What is expected ::
Output the data word for word, dropping every image.

:::::

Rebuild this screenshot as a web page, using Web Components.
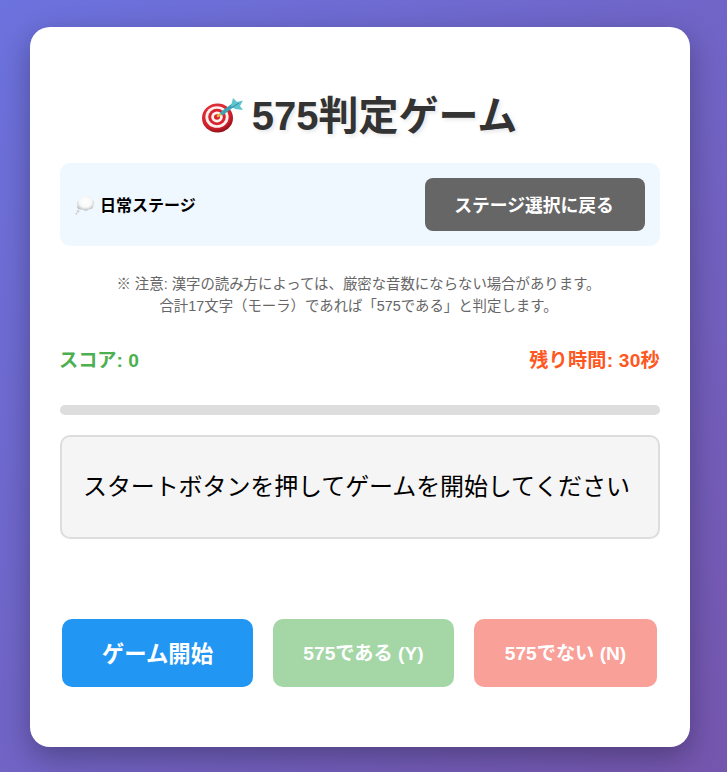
<!DOCTYPE html>
<html lang="ja">
<head>
<meta charset="utf-8">
<title>575判定ゲーム</title>
<style>
    html, body { margin: 0; height: 100%; }
    body {
        min-height: 772px;
        box-sizing: border-box;
        padding: 27px 0 0 30px;
        background: linear-gradient(135deg, #6c72de 0%, #7556ae 100%);
        font-family: "Liberation Sans", "Noto Sans CJK JP", sans-serif;
    }
</style>
</head>
<body>
<game-card>
    <game-title>575判定ゲーム</game-title>
    <stage-bar button="ステージ選択に戻る">日常ステージ</stage-bar>
    <game-note>
        <div>※ 注意: 漢字の読み方によっては、厳密な音数にならない場合があります。</div>
        <div>合計17文字（モーラ）であれば「575である」と判定します。</div>
    </game-note>
    <score-row score="スコア: 0" time="残り時間: 30秒"></score-row>
    <timer-bar></timer-bar>
    <question-box>スタートボタンを押してゲームを開始してください</question-box>
    <button-row>
        <game-button kind="start">ゲーム開始</game-button>
        <game-button kind="yes" disabled>575である (Y)</game-button>
        <game-button kind="no" disabled>575でない (N)</game-button>
    </button-row>
</game-card>

<script>
(function() {
    // Small helper: shadow root from a string of markup
    function define(name, html, setup) {
        class Element_ extends HTMLElement {
            constructor() {
                super();
                this.attachShadow({ mode: 'open' });
            }
            connectedCallback() {
                this.shadowRoot.innerHTML = html;
                if (setup) setup(this);
            }
        }
        customElements.define(name, Element_);
    }

    define('game-card', `
        <style>
            :host {
                display: block;
                box-sizing: border-box;
                width: 660px;
                height: 720px;
                padding: 30px;
                background: #fff;
                border-radius: 20px;
                box-shadow: 0 10px 30px rgba(0, 0, 0, 0.3);
            }
        </style>
        <slot></slot>
    `);

    define('game-title', `
        <style>
            :host {
                display: flex;
                justify-content: center;
                align-items: center;
                gap: 7px;
                height: 48px;
                padding: 32px 2px 26px 0;
                font-size: 40px;
                font-weight: bold;
                color: #333;
                text-shadow: 2px 2px 4px rgba(0, 0, 0, 0.1);
            }
            svg { flex: none; margin-top: 4px; }
        </style>
        <svg width="44" height="40" viewBox="0 0 44 40" role="img" aria-label="🎯">
            <defs>
                <radialGradient id="rim" cx="42%" cy="35%" r="70%">
                    <stop offset="0" stop-color="#f0434a"/>
                    <stop offset="0.7" stop-color="#d3202b"/>
                    <stop offset="1" stop-color="#7d0e15"/>
                </radialGradient>
            </defs>
            <ellipse cx="16.5" cy="23" rx="15.5" ry="14.5" fill="url(#rim)"/>
            <ellipse cx="16" cy="22" rx="11.6" ry="10.8" fill="#fbf1ee"/>
            <ellipse cx="16" cy="22" rx="8.8" ry="8.2" fill="#d8242e"/>
            <ellipse cx="16" cy="22" rx="5.8" ry="5.4" fill="#fbf1ee"/>
            <ellipse cx="16" cy="22" rx="3" ry="2.8" fill="#d8242e"/>
            <path d="M17 21 L22 17.5" stroke="#e6b53c" stroke-width="2.6" stroke-linecap="round"/>
            <path d="M21.5 18 L33 9.5" stroke="#3aa3b8" stroke-width="4" stroke-linecap="round"/>
            <path d="M30 11 L32 3 L36 7 L42 5.5 L39 11 L42 15 L34 14 Z" fill="#5ec4d0"/>
            <path d="M31 12.5 L38 8" stroke="#2f8aa0" stroke-width="1"/>
        </svg>
        <span><slot></slot></span>
    `);

    define('stage-bar', `
        <style>
            :host {
                display: flex;
                justify-content: space-between;
                align-items: center;
                box-sizing: border-box;
                height: 83px;
                padding: 15px;
                background: #f0f8ff;
                border-radius: 10px;
            }
            .label {
                display: flex;
                align-items: center;
                gap: 5px;
                font-size: 16px;
                font-weight: bold;
                color: #000;
            }
            .label span { padding-bottom: 2px; }
            button {
                box-sizing: border-box;
                width: 220px;
                height: 53px;
                padding: 0 2px 2px 0;
                border: none;
                border-radius: 8px;
                background: #666;
                color: #fff;
                font: bold 17.8px "Liberation Sans", "Noto Sans CJK JP", sans-serif;
            }
        </style>
        <div class="label">
            <svg width="20" height="20" viewBox="0 0 20 20" role="img" aria-label="💭">
                <defs>
                    <radialGradient id="puff" cx="50%" cy="40%" r="60%">
                        <stop offset="0" stop-color="#ffffff"/>
                        <stop offset="0.6" stop-color="#f7f8f8"/>
                        <stop offset="1" stop-color="#b9bdbd"/>
                    </radialGradient>
                </defs>
                <path d="M6 14.5 C3 15 1.2 12.6 2.6 10 C0.8 7.4 3 4.4 5.6 5 C6 2 9.4 -0.2 11.6 1.8 C13.8 0.6 16.4 2 16.4 4.6 C19 5 20 8.2 18.2 10 C19 12.8 16.6 15 14.2 14 C12.6 16.2 9.4 16.4 8.2 14.4 C7.4 14.8 6.6 14.8 6 14.5 Z" fill="url(#puff)"/>
                <circle cx="3" cy="16.4" r="1.3" fill="#cfd2d2"/>
                <circle cx="1.4" cy="18.8" r="0.8" fill="#b5b8b8"/>
            </svg>
            <span><slot></slot></span>
        </div>
        <button></button>
    `, (el) => {
        el.shadowRoot.querySelector('button').textContent = el.getAttribute('button');
    });

    define('game-note', `
        <style>
            :host {
                display: block;
                margin-top: 27px;
                padding-right: 3px;
                font-size: 14.4px;
                line-height: 22px;
                color: #666;
                text-align: center;
            }
        </style>
        <slot></slot>
    `);

    define('score-row', `
        <style>
            :host {
                display: flex;
                justify-content: space-between;
                margin-top: 30px;
                font-size: 19.2px;
                line-height: 28px;
                font-weight: bold;
            }
            .score { color: #4caf50; margin-left: -1px; }
            .time { color: #ff5722; letter-spacing: 0.2px; }
        </style>
        <span class="score"></span>
        <span class="time"></span>
    `, (el) => {
        el.shadowRoot.querySelector('.score').textContent = el.getAttribute('score');
        el.shadowRoot.querySelector('.time').textContent = el.getAttribute('time');
    });

    define('timer-bar', `
        <style>
            :host {
                display: block;
                height: 10px;
                margin-top: 30px;
                background: #ddd;
                border-radius: 5px;
            }
        </style>
    `);

    define('question-box', `
        <style>
            :host {
                display: flex;
                justify-content: flex-start;
                align-items: center;
                box-sizing: border-box;
                height: 104px;
                margin-top: 20px;
                padding: 0 0 5px 21px;
                border: 2px solid #ddd;
                border-radius: 10px;
                background: #f5f5f5;
                font-size: 24px;
                letter-spacing: -0.1px;
                color: #000;
            }
        </style>
        <slot></slot>
    `);

    define('button-row', `
        <style>
            :host {
                display: flex;
                gap: 20px;
                margin-top: 80px;
                padding-left: 2px;
            }
        </style>
        <slot></slot>
    `);

    define('game-button', `
        <style>
            :host { display: block; }
            button {
                display: block;
                box-sizing: border-box;
                height: 68px;
                padding: 0 0 2px;
                border: none;
                border-radius: 10px;
                color: #fff;
                font: bold 19.2px "Liberation Sans", "Noto Sans CJK JP", sans-serif;
                white-space: nowrap;
            }
            :host([kind="start"]) button { width: 191px; background: #2196f3; font-size: 22.4px; }
            :host([kind="yes"]) button { width: 181px; background: #4caf50; }
            :host([kind="no"]) button { width: 183px; background: #f44336; }
            :host([disabled]) button { opacity: 0.5; }
        </style>
        <button><slot></slot></button>
    `);
})();
</script>
</body>
</html>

:::::

Result for this task ::
Rebuild this screenshot as a web page, using Web Components.
<!DOCTYPE html>
<html lang="ja">
<head>
<meta charset="utf-8">
<title>575判定ゲーム</title>
<style>
    html, body { margin: 0; height: 100%; }
    body {
        min-height: 772px;
        box-sizing: border-box;
        padding: 27px 0 0 30px;
        background: linear-gradient(135deg, #6c72de 0%, #7556ae 100%);
        font-family: "Liberation Sans", "Noto Sans CJK JP", sans-serif;
    }
</style>
</head>
<body>
<game-card>
    <game-title>575判定ゲーム</game-title>
    <stage-bar button="ステージ選択に戻る">日常ステージ</stage-bar>
    <game-note>
        <div>※ 注意: 漢字の読み方によっては、厳密な音数にならない場合があります。</div>
        <div>合計17文字（モーラ）であれば「575である」と判定します。</div>
    </game-note>
    <score-row score="スコア: 0" time="残り時間: 30秒"></score-row>
    <timer-bar></timer-bar>
    <question-box>スタートボタンを押してゲームを開始してください</question-box>
    <button-row>
        <game-button kind="start">ゲーム開始</game-button>
        <game-button kind="yes" disabled>575である (Y)</game-button>
        <game-button kind="no" disabled>575でない (N)</game-button>
    </button-row>
</game-card>

<script>
(function() {
    // Small helper: shadow root from a string of markup
    function define(name, html, setup) {
        class Element_ extends HTMLElement {
            constructor() {
                super();
                this.attachShadow({ mode: 'open' });
            }
            connectedCallback() {
                this.shadowRoot.innerHTML = html;
                if (setup) setup(this);
            }
        }
        customElements.define(name, Element_);
    }

    define('game-card', `
        <style>
            :host {
                display: block;
                box-sizing: border-box;
                width: 660px;
                height: 720px;
                padding: 30px;
                background: #fff;
                border-radius: 20px;
                box-shadow: 0 10px 30px rgba(0, 0, 0, 0.3);
            }
        </style>
        <slot></slot>
    `);

    define('game-title', `
        <style>
            :host {
                display: flex;
                justify-content: center;
                align-items: center;
                gap: 7px;
                height: 48px;
                padding: 32px 2px 26px 0;
                font-size: 40px;
                font-weight: bold;
                color: #333;
                text-shadow: 2px 2px 4px rgba(0, 0, 0, 0.1);
            }
            svg { flex: none; margin-top: 4px; }
        </style>
        <svg width="44" height="40" viewBox="0 0 44 40" role="img" aria-label="🎯">
            <defs>
                <radialGradient id="rim" cx="42%" cy="35%" r="70%">
                    <stop offset="0" stop-color="#f0434a"/>
                    <stop offset="0.7" stop-color="#d3202b"/>
                    <stop offset="1" stop-color="#7d0e15"/>
                </radialGradient>
            </defs>
            <ellipse cx="16.5" cy="23" rx="15.5" ry="14.5" fill="url(#rim)"/>
            <ellipse cx="16" cy="22" rx="11.6" ry="10.8" fill="#fbf1ee"/>
            <ellipse cx="16" cy="22" rx="8.8" ry="8.2" fill="#d8242e"/>
            <ellipse cx="16" cy="22" rx="5.8" ry="5.4" fill="#fbf1ee"/>
            <ellipse cx="16" cy="22" rx="3" ry="2.8" fill="#d8242e"/>
            <path d="M17 21 L22 17.5" stroke="#e6b53c" stroke-width="2.6" stroke-linecap="round"/>
            <path d="M21.5 18 L33 9.5" stroke="#3aa3b8" stroke-width="4" stroke-linecap="round"/>
            <path d="M30 11 L32 3 L36 7 L42 5.5 L39 11 L42 15 L34 14 Z" fill="#5ec4d0"/>
            <path d="M31 12.5 L38 8" stroke="#2f8aa0" stroke-width="1"/>
        </svg>
        <span><slot></slot></span>
    `);

    define('stage-bar', `
        <style>
            :host {
                display: flex;
                justify-content: space-between;
                align-items: center;
                box-sizing: border-box;
                height: 83px;
                padding: 15px;
                background: #f0f8ff;
                border-radius: 10px;
            }
            .label {
                display: flex;
                align-items: center;
                gap: 5px;
                font-size: 16px;
                font-weight: bold;
                color: #000;
            }
            .label span { padding-bottom: 2px; }
            button {
                box-sizing: border-box;
                width: 220px;
                height: 53px;
                padding: 0 2px 2px 0;
                border: none;
                border-radius: 8px;
                background: #666;
                color: #fff;
                font: bold 17.8px "Liberation Sans", "Noto Sans CJK JP", sans-serif;
            }
        </style>
        <div class="label">
            <svg width="20" height="20" viewBox="0 0 20 20" role="img" aria-label="💭">
                <defs>
                    <radialGradient id="puff" cx="50%" cy="40%" r="60%">
                        <stop offset="0" stop-color="#ffffff"/>
                        <stop offset="0.6" stop-color="#f7f8f8"/>
                        <stop offset="1" stop-color="#b9bdbd"/>
                    </radialGradient>
                </defs>
                <path d="M6 14.5 C3 15 1.2 12.6 2.6 10 C0.8 7.4 3 4.4 5.6 5 C6 2 9.4 -0.2 11.6 1.8 C13.8 0.6 16.4 2 16.4 4.6 C19 5 20 8.2 18.2 10 C19 12.8 16.6 15 14.2 14 C12.6 16.2 9.4 16.4 8.2 14.4 C7.4 14.8 6.6 14.8 6 14.5 Z" fill="url(#puff)"/>
                <circle cx="3" cy="16.4" r="1.3" fill="#cfd2d2"/>
                <circle cx="1.4" cy="18.8" r="0.8" fill="#b5b8b8"/>
            </svg>
            <span><slot></slot></span>
        </div>
        <button></button>
    `, (el) => {
        el.shadowRoot.querySelector('button').textContent = el.getAttribute('button');
    });

    define('game-note', `
        <style>
            :host {
                display: block;
                margin-top: 27px;
                padding-right: 3px;
                font-size: 14.4px;
                line-height: 22px;
                color: #666;
                text-align: center;
            }
        </style>
        <slot></slot>
    `);

    define('score-row', `
        <style>
            :host {
                display: flex;
                justify-content: space-between;
                margin-top: 30px;
                font-size: 19.2px;
                line-height: 28px;
                font-weight: bold;
            }
            .score { color: #4caf50; margin-left: -1px; }
            .time { color: #ff5722; letter-spacing: 0.2px; }
        </style>
        <span class="score"></span>
        <span class="time"></span>
    `, (el) => {
        el.shadowRoot.querySelector('.score').textContent = el.getAttribute('score');
        el.shadowRoot.querySelector('.time').textContent = el.getAttribute('time');
    });

    define('timer-bar', `
        <style>
            :host {
                display: block;
                height: 10px;
                margin-top: 30px;
                background: #ddd;
                border-radius: 5px;
            }
        </style>
    `);

    define('question-box', `
        <style>
            :host {
                display: flex;
                justify-content: flex-start;
                align-items: center;
                box-sizing: border-box;
                height: 104px;
                margin-top: 20px;
                padding: 0 0 5px 21px;
                border: 2px solid #ddd;
                border-radius: 10px;
                background: #f5f5f5;
                font-size: 24px;
                letter-spacing: -0.1px;
                color: #000;
            }
        </style>
        <slot></slot>
    `);

    define('button-row', `
        <style>
            :host {
                display: flex;
                gap: 20px;
                margin-top: 80px;
                padding-left: 2px;
            }
        </style>
        <slot></slot>
    `);

    define('game-button', `
        <style>
            :host { display: block; }
            button {
                display: block;
                box-sizing: border-box;
                height: 68px;
                padding: 0 0 2px;
                border: none;
                border-radius: 10px;
                color: #fff;
                font: bold 19.2px "Liberation Sans", "Noto Sans CJK JP", sans-serif;
                white-space: nowrap;
            }
            :host([kind="start"]) button { width: 191px; background: #2196f3; font-size: 22.4px; }
            :host([kind="yes"]) button { width: 181px; background: #4caf50; }
            :host([kind="no"]) button { width: 183px; background: #f44336; }
            :host([disabled]) button { opacity: 0.5; }
        </style>
        <button><slot></slot></button>
    `);
})();
</script>
</body>
</html>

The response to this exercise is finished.